A friend of mine asked me a couple of questions the other day and I asked him one, I said, "So which was more important, bringing the Jerusalem into effect by having our embassy go to Jerusalem thereby becoming the capital of Israel, or the Golan Heights?" I said, "Which of those two things in your opinion were more important, Jerusalem or the Golan Heights?" And he said, “Neither. It's what you've done for us with Iran." And I said, "You know I've never thought of it that way, but I probably happen to agree with you."


But we have done, the embassy in Jerusalem which was such a big deal at the time and promised by many, many presidents and they never fulfilled their promise; and I understood why because once I got here, there was tremendous pressure on me not to do that, but I did it; and the other one was Golan Heights. And as I said for 52 years, they've been trying to do something, and I did that also for Israel, and now we're in the process of Iran and it will work out. I can't tell you exactly how or why, but it'll work out because it always does. I have a tendency to make things work out one way or the other. Sometimes, it's not pretty but it happens. So, you can just rest assured. But Iran is a very bad actor, it's been a bad actor for a long period of time and we're going to end that.
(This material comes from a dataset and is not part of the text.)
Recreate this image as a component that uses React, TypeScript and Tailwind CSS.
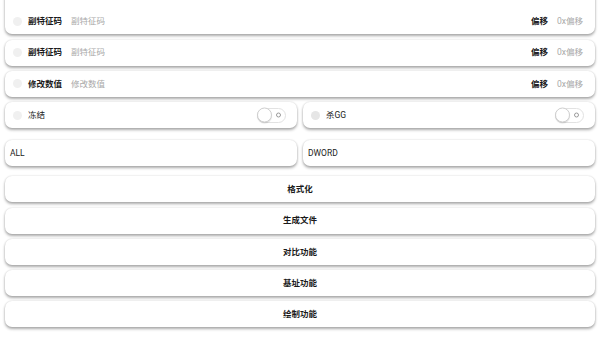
import React from "react";

const shadow =
  "shadow-[0_2px_3px_rgba(0,0,0,0.32),0_0_2px_rgba(0,0,0,0.16)]";
const card = `h-[26px] rounded-[7px] bg-white ${shadow} flex items-center`;

function Dot({ dark }: { dark?: boolean }) {
  return (
    <div
      className={`ml-[8px] w-[9px] h-[9px] rounded-full ${dark ? "bg-[#e6e6e6]" : "bg-[#f0f0f0]"}`}
    />
  );
}

function InputContent({ label }: { label: string }) {
  return (
    <>
      <Dot />
      <span className="ml-[6px] font-bold text-[#1a1a1a]">{label}</span>
      <span className="ml-[9px] text-[#a8a8a8]">{label}</span>
      <div className="flex-1" />
      <span className="font-bold text-[#1a1a1a]">偏移</span>
      <span className="ml-[9px] mr-[12px] text-[#a8a8a8]">0x偏移</span>
    </>
  );
}

function InputRow({ label }: { label: string }) {
  return (
    <div className={card}>
      <InputContent label={label} />
    </div>
  );
}

function Toggle() {
  return (
    <div className="relative w-[29px] h-[15px] rounded-full border border-[#e2e2e2] bg-white mr-[11px]">
      <div className="absolute left-[-1px] top-1/2 -translate-y-1/2 w-[15px] h-[15px] rounded-full bg-white border border-[#cfcfcf] shadow-[0_1px_1px_rgba(0,0,0,0.12)]" />
      <div className="absolute right-[4px] top-1/2 -translate-y-1/2 w-[5px] h-[5px] rounded-full border border-[#9a9a9a]" />
    </div>
  );
}

function SwitchCard({ label, dark }: { label: string; dark?: boolean }) {
  return (
    <div className={card}>
      <Dot dark={dark} />
      <span className="ml-[6px] text-[#1a1a1a]">{label}</span>
      <div className="flex-1" />
      <Toggle />
    </div>
  );
}

function Button({ label, mt }: { label: string; mt: string }) {
  return (
    <div className={`${card} ${mt} justify-center`}>
      <span className="font-bold text-[#1a1a1a]">{label}</span>
    </div>
  );
}

export default function App() {
  return (
    <div
      className="w-[600px] h-[338px] overflow-hidden bg-white px-[5px] flex flex-col text-[8.5px] leading-none"
      style={{ fontFamily: 'Roboto, "Noto Sans CJK SC", sans-serif' }}
    >
      <div className={`mt-[-10px] h-[44px] rounded-[7px] bg-white ${shadow} flex items-end`}>
        <div className="h-[26px] w-full flex items-center">
          <InputContent label="副特征码" />
        </div>
      </div>
      <div className="mt-[5.5px]">
        <InputRow label="副特征码" />
      </div>
      <div className="mt-[5.25px]">
        <InputRow label="修改数值" />
      </div>
      <div className="mt-[5.25px] grid grid-cols-2 gap-[6px]">
        <SwitchCard label="冻结" />
        <SwitchCard label="杀GG" dark />
      </div>
      <div className="mt-[11.75px] grid grid-cols-2 gap-[6px]">
        <div className={card}>
          <span className="ml-[5px] text-[#1a1a1a]">ALL</span>
        </div>
        <div className={card}>
          <span className="ml-[5px] text-[#1a1a1a]">DWORD</span>
        </div>
      </div>
      <Button label="格式化" mt="mt-[10.5px]" />
      <Button label="生成文件" mt="mt-[5.25px]" />
      <Button label="对比功能" mt="mt-[5.25px]" />
      <Button label="基址功能" mt="mt-[5.25px]" />
      <Button label="绘制功能" mt="mt-[5.25px]" />
    </div>
  );
}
So, thank you very much for that question and Helen Erskine, please if you're there, the Women Zionist Organization. Highly respected person by the way, Helen. So, do you have a question?


Ms. Hershkin:                 Thank you. Of course, I do. Mr. President, thank you for taking the time to speak with all of us on this call. As you know, I'm speaking today as the National President of Hadassah, the Women Zionist Organization of America, and I'm also the daughter of a World War Two veteran who liberated the mass held in the Nazi concentration camp.


As you mentioned, we remember the horrific attacks in Pittsburgh and Poway, and our concerns about violence amid rising anti-Semitism and extremism remain front and center. To reduce this slip before it's too late, we believe that the solution may be Holocaust education. Many students are not being taught about the Holocaust in schools including the dangers of bigotry and hatred.


Mr. President, do you believe students in America should learn the lessons of the Holocaust, and how can we work together on this?


Pres. Trump:                    Well, thank you for a very good question, Helen. I think that American students should learn the important lessons of the Holocaust. I have two great special envoys who look at this issue right here and around the world, and one who you just heard from who is a tremendous special envoy to monitor and combat anti-Semitism. Again, Elan, thank you very much. Cherrie Daniels also works in my administration as a talented special envoy for Holocaust issues. We have many great programs throughout the United States, as you know, to teach this in both the Department of Education and the Department of State are engaged in active work on Holocaust education here and abroad.


This is important as we should promote awareness of these lessons, and just remember that I've grown up always hearing "Never forget, never forget, never forget.” And that's been a very very important part of, I think, what you're talking about Helen, and we will never forget. Education is very important, and we will keep it very much in the forefront.


Ms. Hershkin:                   Thank you, Mr. President.


Pres. Trump:                      Well, thank you and thank everybody. It really has been an honor to be with you and we'll have many many great years together. Thank you all.


Operator:                          Thank you to all of our speakers and thank you all in the audience for joining us today.